Task directions
Write out the data below exactly as given, without any of its pictures.
** start of Supplied data **
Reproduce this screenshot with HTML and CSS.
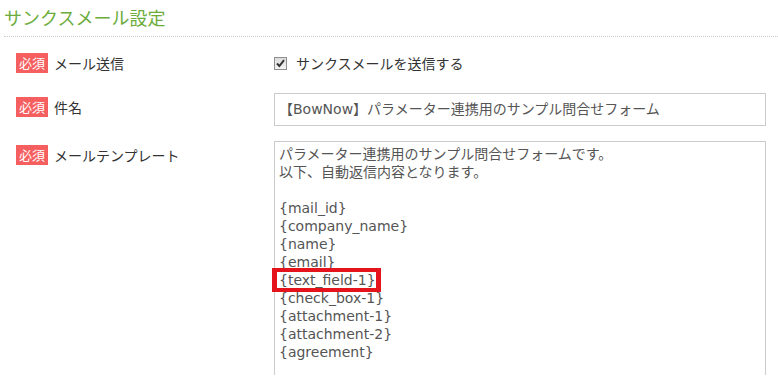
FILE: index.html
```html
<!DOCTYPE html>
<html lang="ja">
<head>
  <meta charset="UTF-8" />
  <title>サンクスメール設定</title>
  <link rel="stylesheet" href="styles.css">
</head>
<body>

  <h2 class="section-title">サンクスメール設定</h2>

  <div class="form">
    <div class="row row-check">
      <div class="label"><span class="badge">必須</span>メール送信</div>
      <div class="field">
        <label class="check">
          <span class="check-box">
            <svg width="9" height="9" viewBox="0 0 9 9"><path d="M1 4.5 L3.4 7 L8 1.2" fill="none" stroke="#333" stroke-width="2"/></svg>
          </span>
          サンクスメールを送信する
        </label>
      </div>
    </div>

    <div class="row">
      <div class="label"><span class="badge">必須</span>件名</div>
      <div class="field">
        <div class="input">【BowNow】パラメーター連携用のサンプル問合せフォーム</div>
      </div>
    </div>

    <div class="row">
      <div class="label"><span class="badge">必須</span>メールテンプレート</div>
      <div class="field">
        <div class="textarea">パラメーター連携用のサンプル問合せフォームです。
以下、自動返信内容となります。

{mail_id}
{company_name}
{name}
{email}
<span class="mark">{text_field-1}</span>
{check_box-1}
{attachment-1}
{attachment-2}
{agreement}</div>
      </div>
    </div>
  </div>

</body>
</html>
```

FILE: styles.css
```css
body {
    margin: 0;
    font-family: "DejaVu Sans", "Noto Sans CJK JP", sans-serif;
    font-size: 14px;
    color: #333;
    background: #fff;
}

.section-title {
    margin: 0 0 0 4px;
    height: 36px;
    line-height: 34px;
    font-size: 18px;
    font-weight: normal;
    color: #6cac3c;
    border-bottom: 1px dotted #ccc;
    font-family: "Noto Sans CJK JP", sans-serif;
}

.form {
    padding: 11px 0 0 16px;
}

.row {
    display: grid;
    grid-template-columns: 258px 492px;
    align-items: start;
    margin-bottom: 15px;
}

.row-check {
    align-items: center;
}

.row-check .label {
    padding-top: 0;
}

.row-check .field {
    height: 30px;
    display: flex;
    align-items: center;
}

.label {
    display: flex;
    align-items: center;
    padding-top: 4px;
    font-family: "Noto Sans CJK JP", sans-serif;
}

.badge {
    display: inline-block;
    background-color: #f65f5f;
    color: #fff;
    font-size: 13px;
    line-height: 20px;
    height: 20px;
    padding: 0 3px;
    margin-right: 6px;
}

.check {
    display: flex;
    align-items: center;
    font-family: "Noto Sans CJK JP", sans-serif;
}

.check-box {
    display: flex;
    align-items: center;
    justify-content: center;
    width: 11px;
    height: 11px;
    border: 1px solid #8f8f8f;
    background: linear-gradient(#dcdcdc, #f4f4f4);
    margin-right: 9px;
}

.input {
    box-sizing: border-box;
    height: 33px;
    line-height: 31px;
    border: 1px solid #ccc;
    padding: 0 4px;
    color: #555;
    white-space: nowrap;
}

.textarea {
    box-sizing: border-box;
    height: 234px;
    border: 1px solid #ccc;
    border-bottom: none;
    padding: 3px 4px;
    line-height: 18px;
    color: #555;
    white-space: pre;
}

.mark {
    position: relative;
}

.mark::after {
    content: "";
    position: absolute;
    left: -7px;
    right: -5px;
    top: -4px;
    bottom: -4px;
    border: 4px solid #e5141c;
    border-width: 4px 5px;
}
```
** end of Supplied data **
Expected answer
Reproduce this screenshot with HTML and CSS.
FILE: index.html
```html
<!DOCTYPE html>
<html lang="ja">
<head>
  <meta charset="UTF-8" />
  <title>サンクスメール設定</title>
  <link rel="stylesheet" href="styles.css">
</head>
<body>

  <h2 class="section-title">サンクスメール設定</h2>

  <div class="form">
    <div class="row row-check">
      <div class="label"><span class="badge">必須</span>メール送信</div>
      <div class="field">
        <label class="check">
          <span class="check-box">
            <svg width="9" height="9" viewBox="0 0 9 9"><path d="M1 4.5 L3.4 7 L8 1.2" fill="none" stroke="#333" stroke-width="2"/></svg>
          </span>
          サンクスメールを送信する
        </label>
      </div>
    </div>

    <div class="row">
      <div class="label"><span class="badge">必須</span>件名</div>
      <div class="field">
        <div class="input">【BowNow】パラメーター連携用のサンプル問合せフォーム</div>
      </div>
    </div>

    <div class="row">
      <div class="label"><span class="badge">必須</span>メールテンプレート</div>
      <div class="field">
        <div class="textarea">パラメーター連携用のサンプル問合せフォームです。
以下、自動返信内容となります。

{mail_id}
{company_name}
{name}
{email}
<span class="mark">{text_field-1}</span>
{check_box-1}
{attachment-1}
{attachment-2}
{agreement}</div>
      </div>
    </div>
  </div>

</body>
</html>
```

FILE: styles.css
```css
body {
    margin: 0;
    font-family: "DejaVu Sans", "Noto Sans CJK JP", sans-serif;
    font-size: 14px;
    color: #333;
    background: #fff;
}

.section-title {
    margin: 0 0 0 4px;
    height: 36px;
    line-height: 34px;
    font-size: 18px;
    font-weight: normal;
    color: #6cac3c;
    border-bottom: 1px dotted #ccc;
    font-family: "Noto Sans CJK JP", sans-serif;
}

.form {
    padding: 11px 0 0 16px;
}

.row {
    display: grid;
    grid-template-columns: 258px 492px;
    align-items: start;
    margin-bottom: 15px;
}

.row-check {
    align-items: center;
}

.row-check .label {
    padding-top: 0;
}

.row-check .field {
    height: 30px;
    display: flex;
    align-items: center;
}

.label {
    display: flex;
    align-items: center;
    padding-top: 4px;
    font-family: "Noto Sans CJK JP", sans-serif;
}

.badge {
    display: inline-block;
    background-color: #f65f5f;
    color: #fff;
    font-size: 13px;
    line-height: 20px;
    height: 20px;
    padding: 0 3px;
    margin-right: 6px;
}

.check {
    display: flex;
    align-items: center;
    font-family: "Noto Sans CJK JP", sans-serif;
}

.check-box {
    display: flex;
    align-items: center;
    justify-content: center;
    width: 11px;
    height: 11px;
    border: 1px solid #8f8f8f;
    background: linear-gradient(#dcdcdc, #f4f4f4);
    margin-right: 9px;
}

.input {
    box-sizing: border-box;
    height: 33px;
    line-height: 31px;
    border: 1px solid #ccc;
    padding: 0 4px;
    color: #555;
    white-space: nowrap;
}

.textarea {
    box-sizing: border-box;
    height: 234px;
    border: 1px solid #ccc;
    border-bottom: none;
    padding: 3px 4px;
    line-height: 18px;
    color: #555;
    white-space: pre;
}

.mark {
    position: relative;
}

.mark::after {
    content: "";
    position: absolute;
    left: -7px;
    right: -5px;
    top: -4px;
    bottom: -4px;
    border: 4px solid #e5141c;
    border-width: 4px 5px;
}
```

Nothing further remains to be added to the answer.